Figur 5

(Morr Music; 2006)

By Conrad Amenta | 11 August 2006

German instrumental band of untypable song titles, Couch has lasted much longer than they had any business to. After the vast melodies of old favorite Fantasy, an album promising enough to garner a licensing deal with Matador, the band dropped the bereft and unsatisfactory Profane, and even the New York label’s golden seal of quality beaming from beside the barcode couldn’t save the band from what was sure to be a swift and permanent retreat into obscurity. Five years passed, and every day seemed further confirmation that Profane was the career-ender most assumed it to be.

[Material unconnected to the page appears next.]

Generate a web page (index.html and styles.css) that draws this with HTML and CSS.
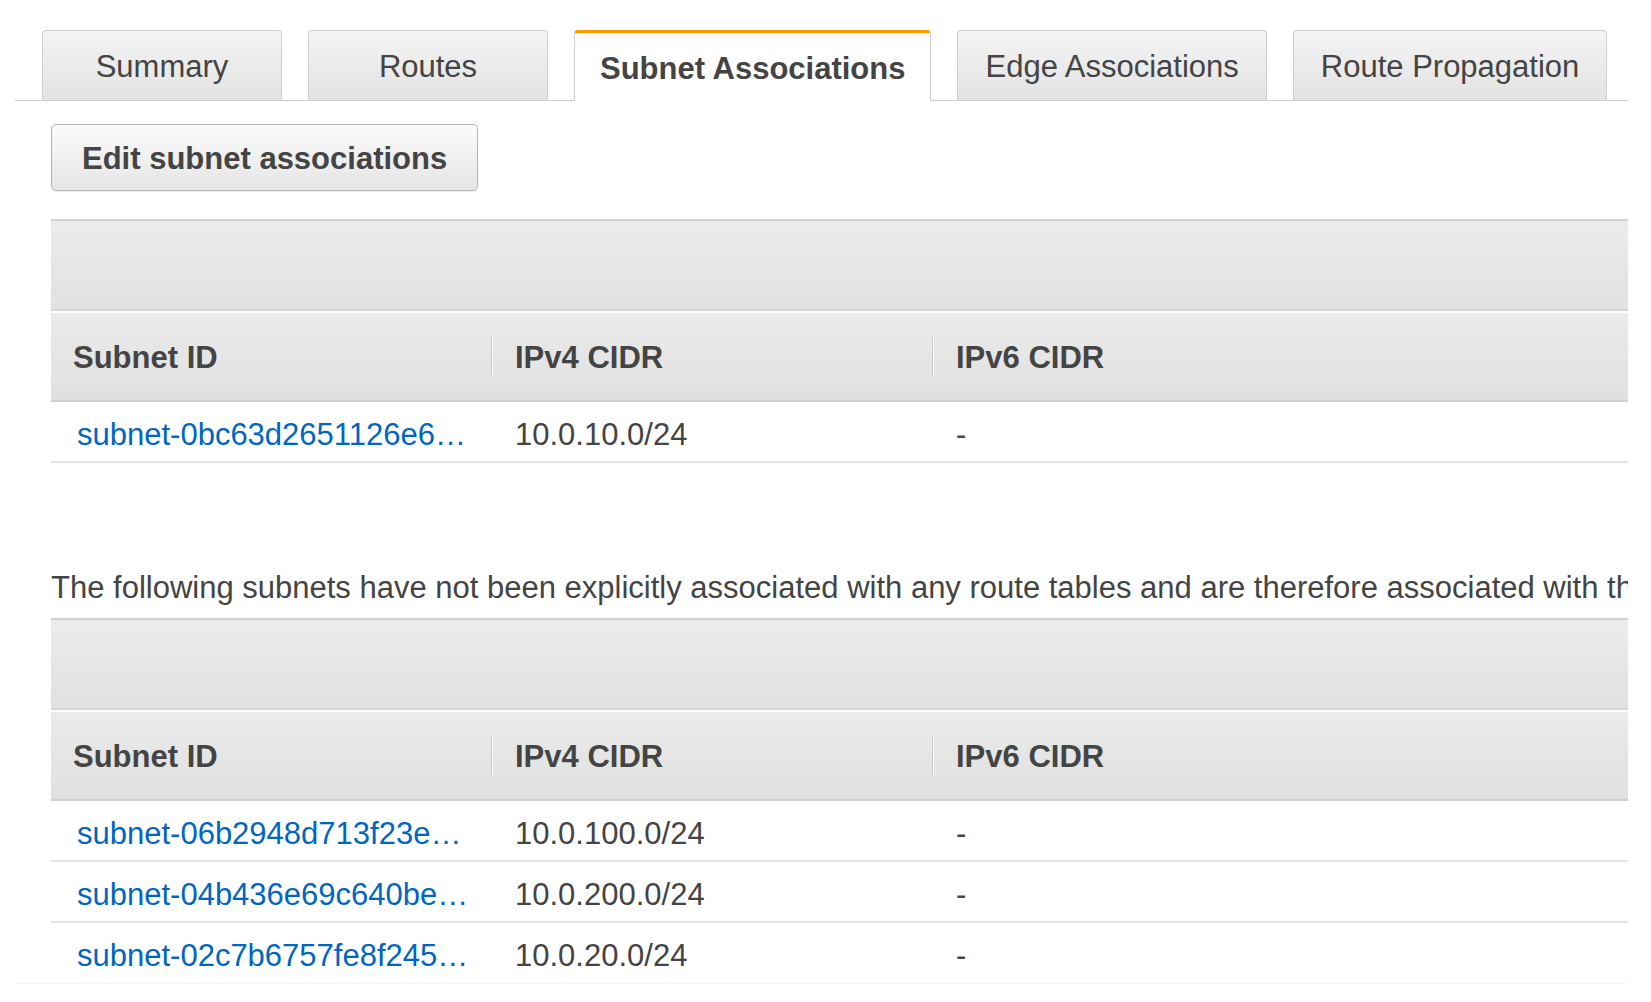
FILE: index.html
```html
<!DOCTYPE html>
<html lang="en">
<head>
<meta charset="utf-8">
<title>Route table – Subnet Associations</title>
<link rel="stylesheet" href="styles.css">
</head>
<body>
<div class="page">
  <div class="tabs">
    <div class="tab">Summary</div>
    <div class="tab">Routes</div>
    <div class="tab tab-active">Subnet Associations</div>
    <div class="tab">Edge Associations</div>
    <div class="tab">Route Propagation</div>
  </div>

  <div class="content">
    <button class="btn">Edit subnet associations</button>

    <div class="grid grid-a">
      <div class="toolbar"></div>
      <div class="head">
        <div class="hcell c1">Subnet ID</div>
        <div class="hcell c2 sep">IPv4 CIDR</div>
        <div class="hcell c3 sep">IPv6 CIDR</div>
      </div>
      <div class="row">
        <div class="cell c1"><a class="link" href="#">subnet-0bc63d2651126e6…</a></div>
        <div class="cell c2">10.0.10.0/24</div>
        <div class="cell c3">-</div>
      </div>
    </div>

    <p class="note">The following subnets have not been explicitly associated with any route tables and are therefore associated with the main route table:</p>

    <div class="grid grid-b">
      <div class="toolbar"></div>
      <div class="head">
        <div class="hcell c1">Subnet ID</div>
        <div class="hcell c2 sep">IPv4 CIDR</div>
        <div class="hcell c3 sep">IPv6 CIDR</div>
      </div>
      <div class="row">
        <div class="cell c1"><a class="link" href="#">subnet-06b2948d713f23e…</a></div>
        <div class="cell c2">10.0.100.0/24</div>
        <div class="cell c3">-</div>
      </div>
      <div class="row">
        <div class="cell c1"><a class="link" href="#">subnet-04b436e69c640be…</a></div>
        <div class="cell c2">10.0.200.0/24</div>
        <div class="cell c3">-</div>
      </div>
      <div class="row">
        <div class="cell c1"><a class="link" href="#">subnet-02c7b6757fe8f245…</a></div>
        <div class="cell c2">10.0.20.0/24</div>
        <div class="cell c3">-</div>
      </div>
    </div>
  </div>
</div>
</body>
</html>
```

FILE: styles.css
```css
html, body {
  margin: 0;
  padding: 0;
  background: #ffffff;
}

body {
  font-family: "Liberation Sans", Arial, Helvetica, sans-serif;
  color: #444444;
  font-size: 31px;
}

.page {
  width: 1613px;
  margin-left: 15px;
  padding-top: 30px;
  overflow: hidden;
  height: 953px;
  border-bottom: 1px solid #f7f7f7;
}

/* ---------- Tabs ---------- */
.tabs {
  display: flex;
  gap: 26px;
  padding-left: 27px;
  border-bottom: 1px solid #cccccc;
  height: 70px;
}

.tab {
  box-sizing: border-box;
  height: 70px;
  min-width: 240px;
  padding: 2px 27px 0 27px;
  display: flex;
  align-items: center;
  justify-content: center;
  border: 1px solid #cfcfcf;
  border-bottom: none;
  border-radius: 4px 4px 0 0;
  background: linear-gradient(#f4f4f4, #e3e3e3);
  color: #444444;
  font-size: 31px;
  white-space: nowrap;
}

.tab-active {
  height: 71px;
  border-top: 3px solid #ff9900;
  background: #ffffff;
  font-weight: bold;
  padding: 3px 25px 0 25px;
}

/* ---------- Content ---------- */
.content {
  padding-left: 36px;
}

.btn {
  display: block;
  box-sizing: border-box;
  margin: 23px 0 0 0;
  height: 67px;
  padding: 2px 30px 0 30px;
  border: 1px solid #b5b5b5;
  border-radius: 5px;
  background: linear-gradient(#fbfbfb, #e5e5e5);
  box-shadow: 0 1px 1px rgba(0, 0, 0, 0.08);
  font-family: "Liberation Sans", Arial, Helvetica, sans-serif;
  font-size: 31px;
  font-weight: bold;
  color: #444444;
  white-space: nowrap;
}

/* ---------- Grids ---------- */
.grid {
  border-top: 2px solid #d2d2d2;
}

.grid-a {
  margin-top: 28px;
}

.toolbar {
  height: 88px;
  background: linear-gradient(#ececec, #e1e1e1);
  border-bottom: 2px solid #d5d5d5;
}

.head {
  display: flex;
  margin-top: 2px;
  height: 87px;
  background: linear-gradient(#ebebeb, #e0e0e0);
  border-bottom: 2px solid #d0d0d0;
  font-weight: bold;
}

.row {
  display: flex;
  height: 59px;
  border-bottom: 2px solid #e3e3e3;
}

.grid-b .row:last-child {
  border-bottom-color: #ffffff;
}

.hcell,
.cell {
  display: flex;
  align-items: center;
  box-sizing: border-box;
  white-space: nowrap;
  overflow: hidden;
}

.c1 { width: 440px; }
.c2 { width: 441px; }
.c3 { flex: 1; }

.hcell { padding-top: 2px; }
.hcell.c1 { padding-left: 22px; }
.hcell.c2,
.hcell.c3 { padding-left: 24px; }

.cell { padding-top: 6px; }
.cell.c1 { padding-left: 26px; }
.cell.c2,
.cell.c3 { padding-left: 24px; }

.sep {
  background:
    linear-gradient(#c9c9c9, #c9c9c9) 0 center / 1px 40px no-repeat,
    linear-gradient(#fafafa, #fafafa) 1px center / 1px 40px no-repeat;
}

.link {
  color: #0066c0;
  text-decoration: none;
}

.note {
  margin: 107px 0 12px 0;
  line-height: 36px;
  white-space: nowrap;
  color: #444444;
}
```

So imagine my surprise when the band inconspicuously drops the uncomplicated and perfectly pretty Figur 5 into my iTunes’ lap. Eight dollars later and it’s confirmed: the band has returned not with a roar (it is German instrumental rock, after all) but rather a proficient, unoffending and completely unremarkable bid at respectability. Figur 5 sounds damned near apologetic for the band’s misstep a half-decade ago.

The band has thankfully returned to the familiar embrace of Fantasy’s melody, but not to the distinguishing contrast of its ferocious heights and cold detachedness. Keeping it simple seems to be Figur 5’s zen mantra, from opener “Gegen Alles Bereit” unimaginatively working through its grand, mid-tempo gesticulation to how appropriate “Alles Sagt Ja” might sound backing yesterday’s favorite power chord indie act. “Zwei Streifen im Blau” and “Blinde Zeichen” provide obligatory handclaps-as-snare snaps and muffled bass drum for the album’s resident “electronic songs,” but it’s as obvious and counterbalancing a move as their primary melodies are immediate and likeable. Later, “Manchmal Immer Wieder” introduces some space to an album that can often seem so compact as to restrict the listener’s breath, but even its loose drum beat and cymbal wash over echoing keyboard tones, build inexorably for over five minutes to directionless guitar touches and repetitive, disposable riffing.

“Einhängen und Positiver” tells much of the album’s story. Meekly entrenched in a dynamic that barely bubbles above “quiet,” it thus never imposes on the album a sense of progression or rationale. Fantasy seemed a soundtrack to future cities and untold epics precisely because songs like “Gegen Den” surged mechanically through volume levels and consequently never felt the lack of lyrical imagery. By contrast “Einhängen und Positiver,” like most of Figur 5, is boringly straight - what little dynamics are here, such as the two-leveled “Position: Wieder Eins,” seem entirely predictable and, though comfortingly familiar, entirely rote. By album’s end the listener neither hates nor loves Couch; the band’s return is happy to safely illicit no reaction.

Figur 5 is a cautious effort, one painted by now-distant failures and the hope that people have short memories. Fortunately, five years is a lifetime in the world of pop music, and the blandly sub-par Profane is really nothing to be ashamed of next to the orgiastic insecurity disorder of mainstream pop. But, after a five year wait, the listener is a bit poorer for the experience of these nine songs that seem too afraid to leave the ground.